What Keurig Dr Pepper's Acquisition of JDE Peet's Means for the Global Coffee Market

FMCG
June 12, 2026

Keurig Dr Pepper's acquisition of JDE Peet's is one of the most significant developments in the coffee industry in recent years. The deal brings together two businesses with complementary strengths: Keurig Dr Pepper's strong position in North America, particularly in single-serve coffee systems, and JDE Peet's extensive international portfolio, which includes brands such as Peet's, Jacobs, Douwe Egberts, L'OR and Tassimo. For consumers across the UK and Europe, many of these brands are already household names, making the acquisition particularly noteworthy.

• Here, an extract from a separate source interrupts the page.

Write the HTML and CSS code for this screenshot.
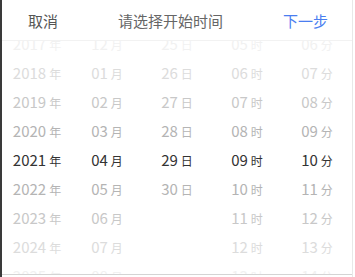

At its heart, the transaction reflects growing confidence in the long-term prospects of the global coffee market. Coffee remains one of the most resilient categories within the wider beverage sector, benefiting from steady demand, premiumisation trends and consumers' willingness to spend more on quality and convenience. By acquiring JDE Peet's, Keurig Dr Pepper gains access to a much broader international footprint and strengthens its position in markets where it has historically had a more limited presence.

The acquisition also creates opportunities for the combined business to leverage its expertise across multiple coffee segments. Keurig's leadership in single-serve brewing systems complements JDE Peet's strength in packaged coffee, retail brands and international distribution. Together, the companies will be able to reach consumers through a wider range of products, channels and markets than either could independently.

One of the more interesting aspects of the deal is Keurig Dr Pepper's intention to separate its coffee and soft drinks operations into two independent listed companies. The move reflects a wider trend among consumer goods businesses towards greater focus and specialisation. Rather than operating as a broad beverage group, the company believes that dedicated coffee and refreshment businesses will be better positioned to pursue their own growth strategies and respond to changing market conditions.

There are clear advantages to this approach. A standalone coffee company would have greater flexibility to invest in innovation, sustainability initiatives and international expansion without competing for resources with a large portfolio of soft drink brands. At the same time, increased scale could help improve efficiency, strengthen supply chain management and enhance the company's ability to navigate fluctuating coffee prices.

However, the deal is not without challenges. Integrating two large multinational organisations is a complex undertaking, particularly when they operate across different regions and business cultures. Investors and industry analysts will be watching closely to see whether the anticipated synergies can be achieved and whether the company can successfully manage the financial commitments associated with such a sizeable acquisition.

Regardless of the outcome, the transaction marks a significant moment for the global coffee industry. It highlights the increasing importance of scale, international reach and category expertise in a competitive market. While consumers in the UK may not notice immediate changes to the brands they buy, the acquisition has the potential to reshape the industry behind the scenes and influence the future direction of some of the world's best-known coffee brands.